What do mercy and Justice look like in the church? Mercy is helping the church member who can’t afford the electric bill. Justice is helping the non-member from a marginalized community to develop marketable skills so that they can afford their electric bill. Benevolence is running a food pantry out of your church. Justice is opening your church property to be used as a community garden in a food desert. The church must engage in both benevolence and justice if it is to do the work of Christ.

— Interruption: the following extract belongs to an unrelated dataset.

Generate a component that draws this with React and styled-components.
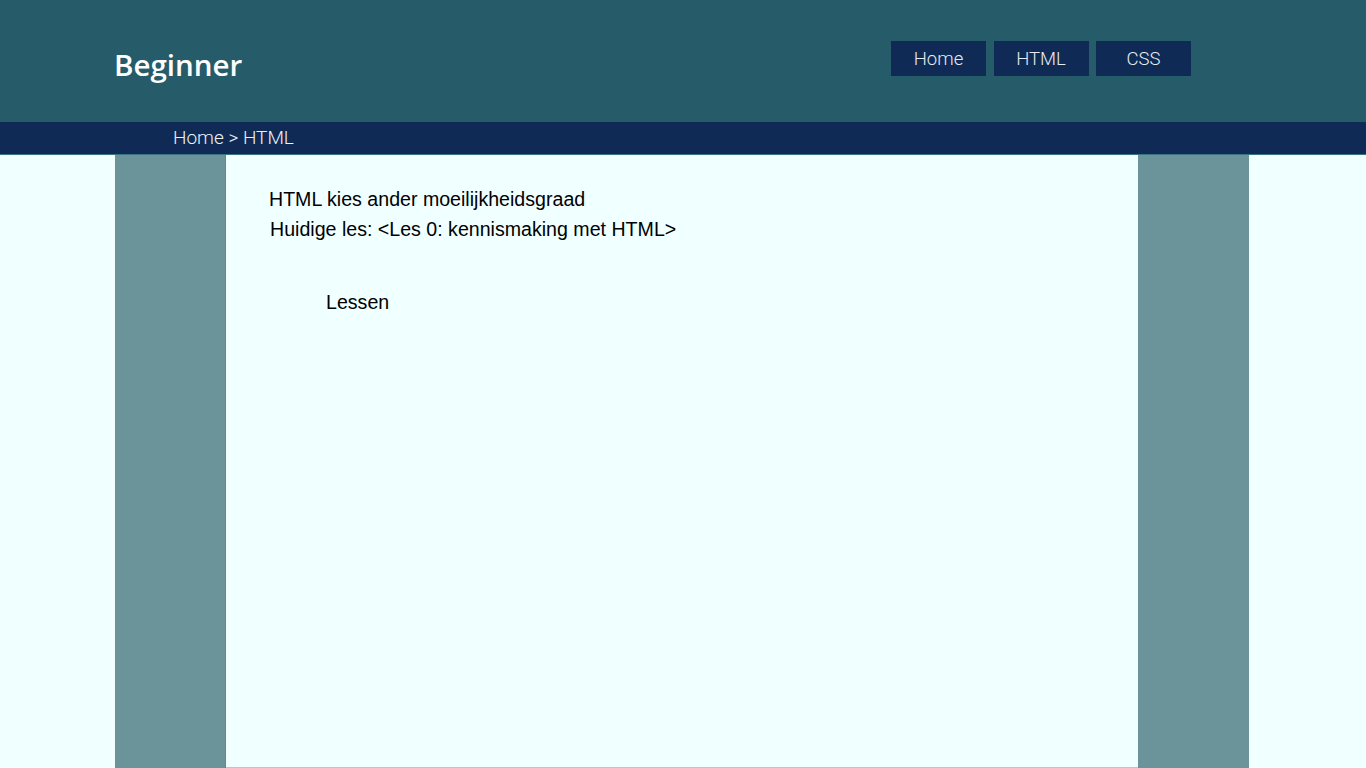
import React from 'react';
import styled, { createGlobalStyle } from 'styled-components';

const GlobalStyle = createGlobalStyle`
  html, body {
    margin: 0;
    padding: 0;
    background-color: #f0ffff;
  }
  * {
    box-sizing: border-box;
  }
`;

const Header = styled.header`
  height: 122px;
  background-color: #265c6a;
  display: flex;
  align-items: flex-start;
  justify-content: space-between;
  padding: 0 175px 0 114px;
`;

const Brand = styled.h1`
  margin: 0;
  padding-top: 44px;
  font-family: "Open Sans", "Noto Sans", sans-serif;
  font-weight: 600;
  font-size: 29.5px;
  line-height: 42px;
  color: #ffffff;
`;

const Nav = styled.nav`
  display: flex;
  gap: 7.5px;
  padding-top: 41px;
`;

const NavButton = styled.a`
  width: 95px;
  height: 35px;
  display: flex;
  align-items: center;
  justify-content: center;
  background-color: #102a56;
  color: #e8ecf0;
  font-family: Roboto, "Noto Sans", sans-serif;
  font-weight: 300;
  font-size: 18.5px;
  text-decoration: none;
  cursor: pointer;
`;

const Breadcrumb = styled.div`
  height: 33px;
  background-color: #102a56;
  border-bottom: 1px solid #3a7383;
  padding-left: 173px;
  font-family: Roboto, "Noto Sans", sans-serif;
  font-weight: 300;
  font-size: 19px;
  line-height: 31px;
  color: #eef2f5;
`;

const Main = styled.main`
  display: grid;
  grid-template-columns: 115px 111px 912px 111px 1fr;
  min-height: calc(100vh - 155px);
`;

const Side = styled.aside`
  background-color: #6a939a;
  border-right: ${(p) => (p.left ? '1px solid #5f888f' : 'none')};
`;

const Content = styled.section`
  padding: 29px 0 0 43px;
  font-family: "Liberation Sans", Arial, sans-serif;
  font-size: 19.6px;
  line-height: 30px;
  color: #000000;
  border-bottom: 1px solid #b9c7c9;
`;

const Line = styled.p`
  margin: 0;
  padding-left: ${(p) => p.indent || 0}px;
`;

const Lessons = styled.h2`
  margin: 43px 0 0 57px;
  font-weight: 400;
  font-size: 19.6px;
  line-height: 30px;
`;

export default function App() {
  return (
    <>
      <GlobalStyle />
      <Header>
        <Brand>Beginner</Brand>
        <Nav>
          <NavButton>Home</NavButton>
          <NavButton>HTML</NavButton>
          <NavButton>CSS</NavButton>
        </Nav>
      </Header>
      <Breadcrumb>Home &gt; HTML</Breadcrumb>
      <Main>
        <div />
        <Side left />
        <Content>
          <Line>HTML kies ander moeilijkheidsgraad</Line>
          <Line indent={1}>Huidige les: &lt;Les 0: kennismaking met HTML&gt;</Line>
          <Lessons>Lessen</Lessons>
        </Content>
        <Side />
        <div />
      </Main>
    </>
  );
}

But we must not forget the third quality that Micah mentioned: humility. Without humility, benevolence seems high-handed and holier than thou. Without humility, social justice becomes something done by self-congratulatory liberals to make themselves feel like they are making a difference. Without humility that is fueled by love, mercy and justice sound like a clanging gong or a resounding symbol. It’s important that you do good work and help people who are struggling–It’s also important how you make them feel in the process. When the church makes them grovel to get assistance, it does not behave like Christ. If mercy is a handout and justice is a hand up, then the church had better help people’s dignity up as well. Only by combining the three attributes of justice, mercy, and humility can the church model the spirit of Jesus.